As stated earlier, sometimes it simply isn’t practical to be hitting the trail multiple times a week. If this is the case, it is essential that you continue to work on your aerobic fitness during the week!

Aerobic fitness training can include things like swimming, cycling, or exercise classes. However, to get the best bang for your buck, you should focus on hiking-specific cardio.

This simply means focusing on types of cardiovascular exercise that:

  • Directly target certain aspects of trail fitness

  • Incorporate specific skills necessary while hiking

  • Are performed at a slightly higher intensity than normal hiking

Don't over complicate it, simply choose one of the types of training from the list below, complete it for 4 weeks and then choose another one.

Some good workout ideas:

  • Loaded pack walks (fill a backpack with a small amount of weight. Go for a walk around the streets. Each week, add a little extra weight).

  • Hill repeats/incline treadmill walking (find a relatively steep hill and climb to the top. Return to the bottom and repeat).

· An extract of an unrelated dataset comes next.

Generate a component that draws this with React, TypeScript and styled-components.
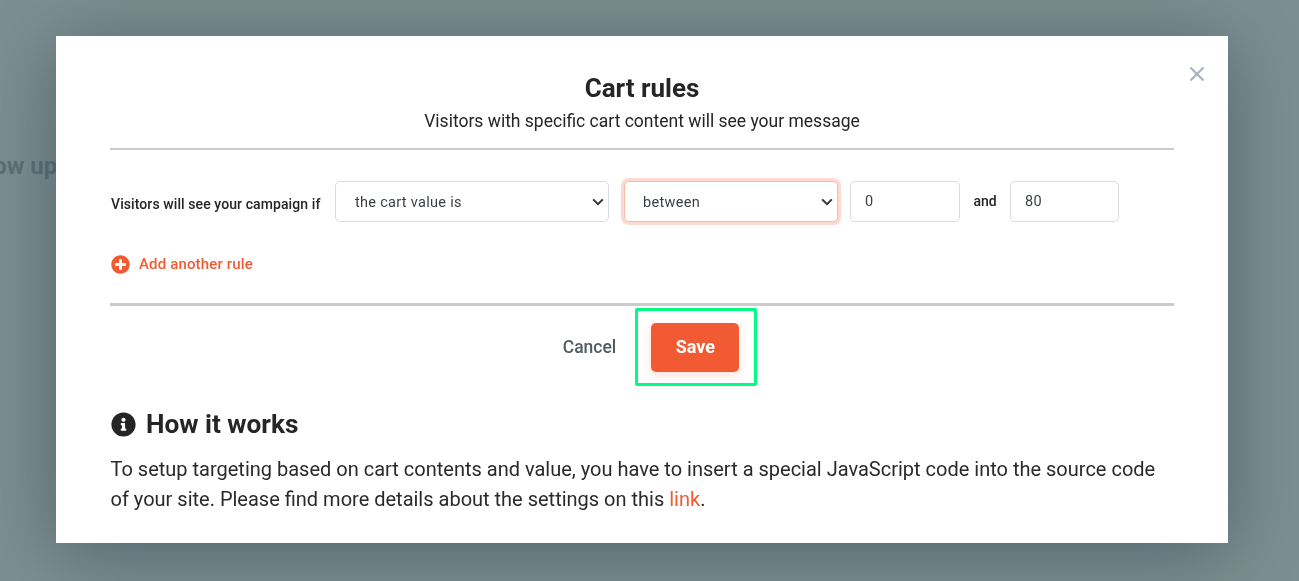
import React from "react";
import styled, { createGlobalStyle } from "styled-components";
import { FaInfoCircle, FaPlusCircle } from "react-icons/fa";

const chevron =
  "url(\"data:image/svg+xml,%3Csvg xmlns='http://www.w3.org/2000/svg' width='12' height='8' viewBox='0 0 12 8'%3E%3Cpath d='M1.2 1.4 6 6.2l4.8-4.8' fill='none' stroke='%23303438' stroke-width='2'/%3E%3C/svg%3E\")";

const Global = createGlobalStyle`
  html, body { margin: 0; padding: 0; height: 100%; overflow: hidden; }
  body { font-family: Roboto, "Liberation Sans", sans-serif; background: #7c8f92; }
`;

const Page = styled.div`
  height: 581px;
  overflow: hidden;
  background: #7c8f92;
  padding-top: 150px;
  box-sizing: border-box;
`;

const BehindText = styled.div`
  margin-left: -35px;
  font-size: 24px;
  line-height: 32px;
  font-weight: 700;
  color: #5c7076;
`;

const Backdrop = styled.div`
  position: fixed;
  inset: 0;
  display: flex;
  justify-content: center;
  align-items: flex-start;
  padding: 36px 15px 0 0;
  overflow: hidden;
`;

const Modal = styled.div`
  position: relative;
  width: 1172px;
  height: 507px;
  box-sizing: border-box;
  padding: 37px 54px 0;
  background: #fff;
  color: #252525;
  box-shadow: 0 10px 70px rgba(48, 66, 74, 0.55);
`;

const Close = styled.button`
  position: absolute;
  top: 30px;
  right: 23px;
  width: 16px;
  height: 16px;
  padding: 0;
  border: 0;
  background: none;
  display: flex;
  color: #a9b2c0;
`;

const Header = styled.header`
  display: flex;
  flex-direction: column;
  align-items: center;
  height: 75px;
`;

const Title = styled.h1`
  margin: 0;
  font-size: 26px;
  line-height: 30px;
  font-weight: 700;
`;

const Subtitle = styled.p`
  margin: 4px 0 0;
  font-size: 17.5px;
  line-height: 28px;
  font-weight: 400;
`;

const Rule = styled.hr<{ $thick?: boolean }>`
  margin: 0;
  border: 0;
  height: ${(p) => (p.$thick ? 3 : 2)}px;
  background: #cbcbcb;
`;

const RuleRow = styled.div`
  display: flex;
  align-items: center;
  height: 41px;
  margin-top: 31px;
`;

const Label = styled.label`
  width: 224px;
  margin-left: 1px;
  flex: none;
  font-size: 14px;
  letter-spacing: 0.09px;
  font-weight: 500;
  padding-top: 5px;
`;

const Select = styled.select<{ $w: number; $focus?: boolean; $ml?: number }>`
  width: ${(p) => p.$w}px;
  height: 41px;
  margin-left: ${(p) => p.$ml ?? 0}px;
  flex: none;
  box-sizing: border-box;
  padding: 1px 0 0 ${(p) => (p.$focus ? 18 : 19)}px;
  appearance: none;
  background: #fff ${chevron} no-repeat right 4px center;
  border: 1px solid ${(p) => (p.$focus ? "#fbb9a6" : "#d9dce3")};
  border-radius: 5px;
  box-shadow: ${(p) => (p.$focus ? "0 0 0 3px #fdd9cf" : "none")};
  font: 400 14.5px Roboto, sans-serif;
  letter-spacing: 0.3px;
  color: #3a3f45;
  outline: none;
`;

const NumberInput = styled.input<{ $w: number; $ml: number }>`
  width: ${(p) => p.$w}px;
  height: 41px;
  margin-left: ${(p) => p.$ml}px;
  flex: none;
  box-sizing: border-box;
  padding: 0 14px;
  background: #fff;
  border: 1px solid #d9dce3;
  border-radius: 5px;
  font: 400 14.5px Roboto, sans-serif;
  letter-spacing: 0.3px;
  color: #3a3f45;
  outline: none;
`;

const And = styled.span`
  width: 50px;
  flex: none;
  text-align: center;
  font-size: 14px;
  font-weight: 500;
  padding-bottom: 2px;
`;

const AddRule = styled.button`
  display: flex;
  align-items: center;
  gap: 9px;
  height: 20px;
  margin: 32px 0 29px 1px;
  padding: 0;
  border: 0;
  background: none;
  color: #f15a33;
  font: 500 15px Roboto, sans-serif;
  letter-spacing: 0.15px;
`;

const Actions = styled.div`
  display: flex;
  justify-content: center;
  align-items: center;
  margin-top: 2px;
  padding-left: 36px;
`;

const Cancel = styled.button`
  margin-right: 19px;
  padding: 0;
  border: 0;
  background: none;
  color: #515c62;
  font: 500 17.5px Roboto, sans-serif;
`;

const Highlight = styled.div`
  display: flex;
  padding: 12px 15px 11px 13px;
  border: 3px solid #00fb85;
  border-radius: 2px;
`;

const Save = styled.button`
  width: 88px;
  height: 49px;
  padding: 0 0 2px;
  border: 0;
  border-radius: 5px;
  background: #f15a33;
  box-shadow: 0 3px 10px rgba(241, 90, 51, 0.2);
  color: #fff;
  font: 700 18px Roboto, sans-serif;
`;

const HowHeading = styled.h2`
  display: flex;
  align-items: center;
  gap: 10px;
  height: 34px;
  margin: 21px 0 0 1px;
  font-size: 26.2px;
  font-weight: 700;
  color: #252525;
`;

const Body = styled.p`
  margin: 13px 0 0;
  padding-left: 0.5px;
  font-size: 20px;
  line-height: 30px;
  font-weight: 400;
  color: #2a2a2a;
`;

const Link = styled.a`
  color: #f15a33;
  text-decoration: none;
`;

export default function App() {
  return (
    <Page>
      <Global />
      <BehindText>Show up</BehindText>
      <Backdrop>
        <Modal>
          <Close aria-label="Close">
            <svg width="16" height="16" viewBox="0 0 16 16" fill="none" stroke="currentColor" strokeWidth="2.2">
              <path d="M1.5 1.5l13 13M14.5 1.5l-13 13" />
            </svg>
          </Close>
          <Header>
            <Title>Cart rules</Title>
            <Subtitle>Visitors with specific cart content will see your message</Subtitle>
          </Header>
          <Rule />
          <RuleRow>
            <Label>Visitors will see your campaign if</Label>
            <Select $w={274} defaultValue="value">
              <option value="value">the cart value is</option>
            </Select>
            <Select $w={214} $ml={15} $focus defaultValue="between">
              <option value="between">between</option>
            </Select>
            <NumberInput $w={110} $ml={12} defaultValue="0" />
            <And>and</And>
            <NumberInput $w={109} $ml={0} defaultValue="80" />
          </RuleRow>
          <AddRule>
            <FaPlusCircle size={19} />
            Add another rule
          </AddRule>
          <Rule $thick />
          <Actions>
            <Cancel>Cancel</Cancel>
            <Highlight>
              <Save>Save</Save>
            </Highlight>
          </Actions>
          <HowHeading>
            <FaInfoCircle size={25} />
            How it works
          </HowHeading>
          <Body>
            To setup targeting based on cart contents and value, you have to insert a special JavaScript code into the source code of your site. Please find more details about the settings on this <Link href="#">link</Link>.
          </Body>
        </Modal>
      </Backdrop>
    </Page>
  );
}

  • Stair sessions/step machine (climb a set of stairs and then return to the bottom. Repeat).

  • Sled pushing (put a small amount of weight on a sled in the gym and push it back and forth for a few minutes. Rest and repeat).

  • Higher intensity intervals on a bike, elliptical or in the pool (go moderately quick for 2+ minutes at a time, rest and repeat).

  • Walking (for those who are just off the couch, simply getting out and walking for 30-40 minutes can be pretty effective!).


So now you know the general outline of what a hiking training program should look like, how can you put it all together?

For someone who is coming off the couch and stepping up to a challenging day hike, they should aim for:

  • 1x longer walk a week (this can be hiking, walking around the neighbourhood or on the treadmill)

  • 1-2 strength training sessions per week (30-45 minutes)

  • 1-2 hiking specific conditioning sessions a week (30-60 minutes)

By fitting these into your week you can ensure you are ticking off all the necessary boxes for hiking preparation (without having to spend an outrageous number of hours each week walking).